DATA SUPPLIED:
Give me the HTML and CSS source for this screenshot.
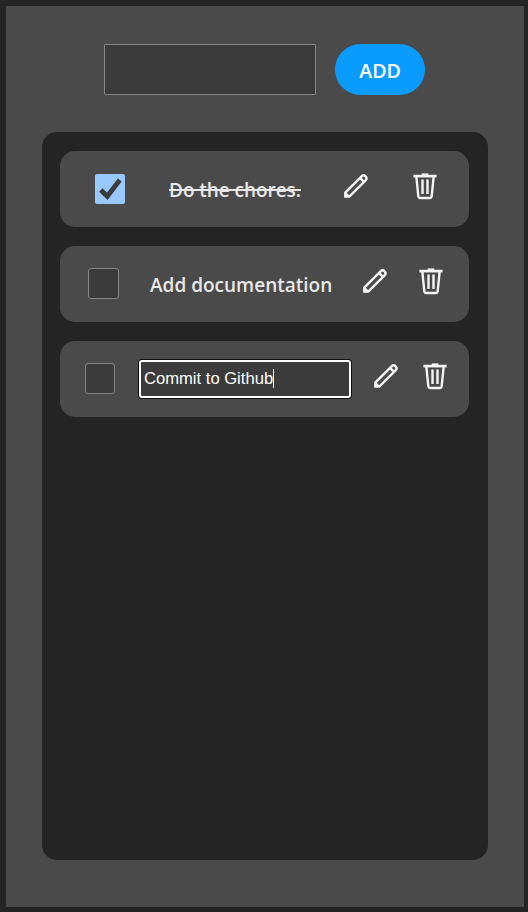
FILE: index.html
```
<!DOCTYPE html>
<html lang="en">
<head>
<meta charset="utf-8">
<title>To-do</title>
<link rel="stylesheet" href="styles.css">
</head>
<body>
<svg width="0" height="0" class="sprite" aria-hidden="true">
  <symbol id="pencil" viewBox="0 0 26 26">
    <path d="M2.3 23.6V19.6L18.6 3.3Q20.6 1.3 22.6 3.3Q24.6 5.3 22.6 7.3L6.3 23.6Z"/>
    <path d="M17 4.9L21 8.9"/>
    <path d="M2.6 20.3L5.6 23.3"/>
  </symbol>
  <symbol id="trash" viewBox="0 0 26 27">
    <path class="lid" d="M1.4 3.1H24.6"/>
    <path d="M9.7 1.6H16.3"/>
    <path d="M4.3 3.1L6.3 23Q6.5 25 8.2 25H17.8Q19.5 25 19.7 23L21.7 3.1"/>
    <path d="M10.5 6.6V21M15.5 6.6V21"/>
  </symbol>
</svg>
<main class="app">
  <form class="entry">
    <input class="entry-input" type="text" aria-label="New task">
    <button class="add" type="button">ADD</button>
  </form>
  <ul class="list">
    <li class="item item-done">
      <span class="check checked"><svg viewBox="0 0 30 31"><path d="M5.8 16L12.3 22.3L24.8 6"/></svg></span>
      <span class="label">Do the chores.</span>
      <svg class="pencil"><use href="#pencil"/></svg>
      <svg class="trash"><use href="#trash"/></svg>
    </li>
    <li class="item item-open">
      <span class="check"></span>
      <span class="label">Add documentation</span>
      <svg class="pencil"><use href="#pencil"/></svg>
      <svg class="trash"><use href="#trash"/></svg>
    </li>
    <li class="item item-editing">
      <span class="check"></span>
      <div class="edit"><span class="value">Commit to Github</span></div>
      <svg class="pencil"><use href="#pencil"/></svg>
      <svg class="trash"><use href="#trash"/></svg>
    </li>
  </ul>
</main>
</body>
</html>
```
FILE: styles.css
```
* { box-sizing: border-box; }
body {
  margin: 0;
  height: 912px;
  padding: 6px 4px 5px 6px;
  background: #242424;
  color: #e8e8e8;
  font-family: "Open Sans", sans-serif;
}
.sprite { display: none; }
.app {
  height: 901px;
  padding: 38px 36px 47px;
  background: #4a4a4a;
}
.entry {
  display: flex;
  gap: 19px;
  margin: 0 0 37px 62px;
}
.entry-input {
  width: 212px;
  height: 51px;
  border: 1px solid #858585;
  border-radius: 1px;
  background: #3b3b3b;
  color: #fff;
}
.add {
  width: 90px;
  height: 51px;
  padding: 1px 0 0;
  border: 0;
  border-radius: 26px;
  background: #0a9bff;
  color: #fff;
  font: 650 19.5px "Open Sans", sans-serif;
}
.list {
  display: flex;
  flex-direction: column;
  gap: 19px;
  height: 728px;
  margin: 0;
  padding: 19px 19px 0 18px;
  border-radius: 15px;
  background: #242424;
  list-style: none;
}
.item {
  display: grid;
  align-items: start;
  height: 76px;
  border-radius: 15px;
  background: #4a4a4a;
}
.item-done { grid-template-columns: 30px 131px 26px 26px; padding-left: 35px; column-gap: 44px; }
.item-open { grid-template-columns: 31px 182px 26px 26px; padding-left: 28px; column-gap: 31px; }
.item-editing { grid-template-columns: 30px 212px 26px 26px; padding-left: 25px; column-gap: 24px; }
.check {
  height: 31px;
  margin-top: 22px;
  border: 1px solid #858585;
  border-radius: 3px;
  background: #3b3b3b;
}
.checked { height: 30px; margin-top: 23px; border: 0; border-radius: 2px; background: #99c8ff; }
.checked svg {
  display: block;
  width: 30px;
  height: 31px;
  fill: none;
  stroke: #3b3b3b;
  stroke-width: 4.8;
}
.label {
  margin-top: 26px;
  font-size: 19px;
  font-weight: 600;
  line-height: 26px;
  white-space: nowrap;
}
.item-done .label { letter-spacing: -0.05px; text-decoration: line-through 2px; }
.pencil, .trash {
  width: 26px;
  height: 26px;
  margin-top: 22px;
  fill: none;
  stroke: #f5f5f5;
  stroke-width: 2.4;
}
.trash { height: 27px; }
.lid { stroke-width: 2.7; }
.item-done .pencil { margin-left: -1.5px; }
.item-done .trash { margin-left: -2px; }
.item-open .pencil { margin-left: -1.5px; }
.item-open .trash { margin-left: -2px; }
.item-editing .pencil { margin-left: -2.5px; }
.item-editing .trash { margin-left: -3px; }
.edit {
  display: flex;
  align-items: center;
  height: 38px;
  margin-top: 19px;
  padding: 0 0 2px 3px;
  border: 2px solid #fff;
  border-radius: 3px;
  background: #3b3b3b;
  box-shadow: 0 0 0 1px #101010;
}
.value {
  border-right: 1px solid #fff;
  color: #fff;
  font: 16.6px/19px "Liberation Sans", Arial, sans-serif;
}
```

...

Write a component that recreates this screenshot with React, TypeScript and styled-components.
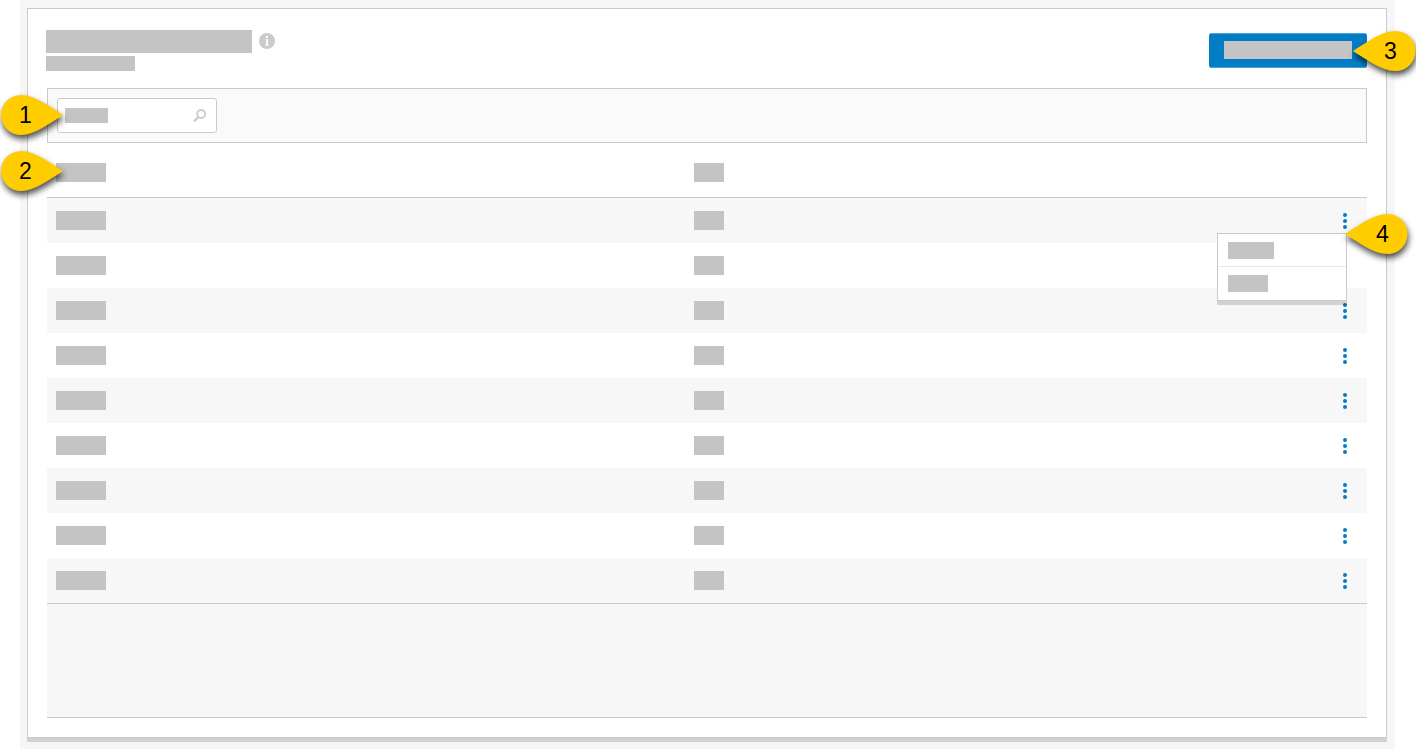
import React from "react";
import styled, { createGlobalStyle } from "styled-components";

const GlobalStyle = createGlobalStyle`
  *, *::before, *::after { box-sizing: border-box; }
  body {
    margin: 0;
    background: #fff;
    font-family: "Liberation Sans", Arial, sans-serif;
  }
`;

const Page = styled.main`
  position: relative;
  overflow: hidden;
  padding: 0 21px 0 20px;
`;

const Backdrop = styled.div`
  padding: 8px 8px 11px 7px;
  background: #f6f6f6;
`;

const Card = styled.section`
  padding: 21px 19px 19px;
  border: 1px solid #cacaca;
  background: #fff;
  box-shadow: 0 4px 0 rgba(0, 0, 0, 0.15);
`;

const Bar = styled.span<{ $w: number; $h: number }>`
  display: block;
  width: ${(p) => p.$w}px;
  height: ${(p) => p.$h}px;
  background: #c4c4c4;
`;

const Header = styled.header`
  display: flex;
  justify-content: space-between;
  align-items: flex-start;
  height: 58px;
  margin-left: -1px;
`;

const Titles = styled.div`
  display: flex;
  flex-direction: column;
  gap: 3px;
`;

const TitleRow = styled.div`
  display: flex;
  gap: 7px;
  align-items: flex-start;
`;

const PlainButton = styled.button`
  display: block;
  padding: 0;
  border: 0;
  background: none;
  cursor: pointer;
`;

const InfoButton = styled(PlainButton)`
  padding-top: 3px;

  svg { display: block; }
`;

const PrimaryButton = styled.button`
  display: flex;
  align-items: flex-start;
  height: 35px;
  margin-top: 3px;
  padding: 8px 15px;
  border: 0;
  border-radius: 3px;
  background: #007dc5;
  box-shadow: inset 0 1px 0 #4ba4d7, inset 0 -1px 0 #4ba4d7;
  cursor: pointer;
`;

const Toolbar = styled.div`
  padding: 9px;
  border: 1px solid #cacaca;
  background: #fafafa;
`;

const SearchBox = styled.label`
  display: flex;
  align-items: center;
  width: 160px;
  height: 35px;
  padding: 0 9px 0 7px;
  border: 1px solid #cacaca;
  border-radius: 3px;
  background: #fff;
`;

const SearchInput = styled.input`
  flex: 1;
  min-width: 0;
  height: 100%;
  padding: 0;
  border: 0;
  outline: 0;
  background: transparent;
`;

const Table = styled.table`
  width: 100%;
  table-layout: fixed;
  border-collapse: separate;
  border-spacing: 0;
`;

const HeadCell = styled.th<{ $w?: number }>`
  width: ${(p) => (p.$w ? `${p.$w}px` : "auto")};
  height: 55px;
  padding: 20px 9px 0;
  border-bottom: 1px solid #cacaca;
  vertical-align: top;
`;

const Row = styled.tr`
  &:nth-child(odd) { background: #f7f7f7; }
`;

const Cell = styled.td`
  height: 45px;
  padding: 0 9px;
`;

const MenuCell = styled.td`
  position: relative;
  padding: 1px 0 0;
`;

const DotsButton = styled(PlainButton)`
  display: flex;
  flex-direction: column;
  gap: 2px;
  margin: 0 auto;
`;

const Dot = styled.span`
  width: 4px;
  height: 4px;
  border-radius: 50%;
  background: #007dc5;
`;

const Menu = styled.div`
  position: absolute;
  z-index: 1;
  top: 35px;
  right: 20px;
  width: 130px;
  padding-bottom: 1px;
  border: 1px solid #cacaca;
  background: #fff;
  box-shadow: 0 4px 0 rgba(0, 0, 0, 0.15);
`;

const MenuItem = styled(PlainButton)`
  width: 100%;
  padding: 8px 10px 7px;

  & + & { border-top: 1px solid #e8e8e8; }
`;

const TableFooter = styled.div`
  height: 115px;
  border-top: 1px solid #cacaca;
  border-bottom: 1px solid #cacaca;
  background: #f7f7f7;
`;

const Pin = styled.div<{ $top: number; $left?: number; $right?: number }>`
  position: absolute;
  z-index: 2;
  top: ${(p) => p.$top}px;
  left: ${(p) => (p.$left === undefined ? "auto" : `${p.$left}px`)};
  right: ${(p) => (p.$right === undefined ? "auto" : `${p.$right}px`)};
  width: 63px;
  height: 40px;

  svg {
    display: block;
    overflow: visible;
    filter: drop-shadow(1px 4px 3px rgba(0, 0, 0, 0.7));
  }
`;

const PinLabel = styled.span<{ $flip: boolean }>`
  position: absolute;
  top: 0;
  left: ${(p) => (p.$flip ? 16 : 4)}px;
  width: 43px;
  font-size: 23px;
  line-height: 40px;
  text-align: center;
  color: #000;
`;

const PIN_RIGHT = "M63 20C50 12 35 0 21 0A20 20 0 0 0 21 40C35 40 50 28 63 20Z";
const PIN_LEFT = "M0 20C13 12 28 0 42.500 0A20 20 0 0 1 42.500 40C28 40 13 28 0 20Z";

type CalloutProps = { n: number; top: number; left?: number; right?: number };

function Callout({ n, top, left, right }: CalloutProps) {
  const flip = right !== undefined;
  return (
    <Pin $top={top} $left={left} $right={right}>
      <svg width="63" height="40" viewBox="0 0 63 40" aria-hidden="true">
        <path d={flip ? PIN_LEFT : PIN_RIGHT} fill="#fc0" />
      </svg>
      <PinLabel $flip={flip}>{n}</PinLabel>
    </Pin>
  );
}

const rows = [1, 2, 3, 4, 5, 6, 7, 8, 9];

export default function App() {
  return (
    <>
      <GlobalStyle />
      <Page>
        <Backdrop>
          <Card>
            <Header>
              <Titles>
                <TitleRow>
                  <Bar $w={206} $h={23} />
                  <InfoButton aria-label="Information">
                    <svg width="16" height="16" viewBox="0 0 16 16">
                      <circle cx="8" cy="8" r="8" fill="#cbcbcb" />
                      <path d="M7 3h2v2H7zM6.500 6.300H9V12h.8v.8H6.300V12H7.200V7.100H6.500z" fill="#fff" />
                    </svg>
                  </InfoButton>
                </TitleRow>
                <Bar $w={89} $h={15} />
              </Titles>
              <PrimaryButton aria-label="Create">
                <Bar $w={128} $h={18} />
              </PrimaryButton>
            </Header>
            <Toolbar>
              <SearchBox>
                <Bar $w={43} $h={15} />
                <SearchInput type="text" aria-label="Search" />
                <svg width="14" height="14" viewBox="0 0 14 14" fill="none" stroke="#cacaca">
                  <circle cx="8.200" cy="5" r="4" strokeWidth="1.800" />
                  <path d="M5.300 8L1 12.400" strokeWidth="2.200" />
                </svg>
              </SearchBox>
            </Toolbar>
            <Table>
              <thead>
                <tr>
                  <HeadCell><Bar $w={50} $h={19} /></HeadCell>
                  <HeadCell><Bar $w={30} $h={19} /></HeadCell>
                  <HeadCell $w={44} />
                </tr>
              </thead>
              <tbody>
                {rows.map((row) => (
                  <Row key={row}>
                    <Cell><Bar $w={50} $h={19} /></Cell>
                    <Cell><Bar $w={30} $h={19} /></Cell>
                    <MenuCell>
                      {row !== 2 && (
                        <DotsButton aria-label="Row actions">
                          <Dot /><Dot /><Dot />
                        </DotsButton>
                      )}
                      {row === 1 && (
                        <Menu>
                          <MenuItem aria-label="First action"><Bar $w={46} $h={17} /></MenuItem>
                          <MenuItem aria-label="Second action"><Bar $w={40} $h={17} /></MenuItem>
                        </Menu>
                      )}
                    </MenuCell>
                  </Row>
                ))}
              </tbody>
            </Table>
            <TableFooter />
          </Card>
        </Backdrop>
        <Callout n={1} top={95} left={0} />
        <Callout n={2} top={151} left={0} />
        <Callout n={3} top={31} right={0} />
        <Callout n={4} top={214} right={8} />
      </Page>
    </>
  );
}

STATED TASK: Note each line of the entries that has "React" in it, and copy those lines.

RESPONSE:
Write a component that recreates this screenshot with React, TypeScript and styled-components.
import React from "react";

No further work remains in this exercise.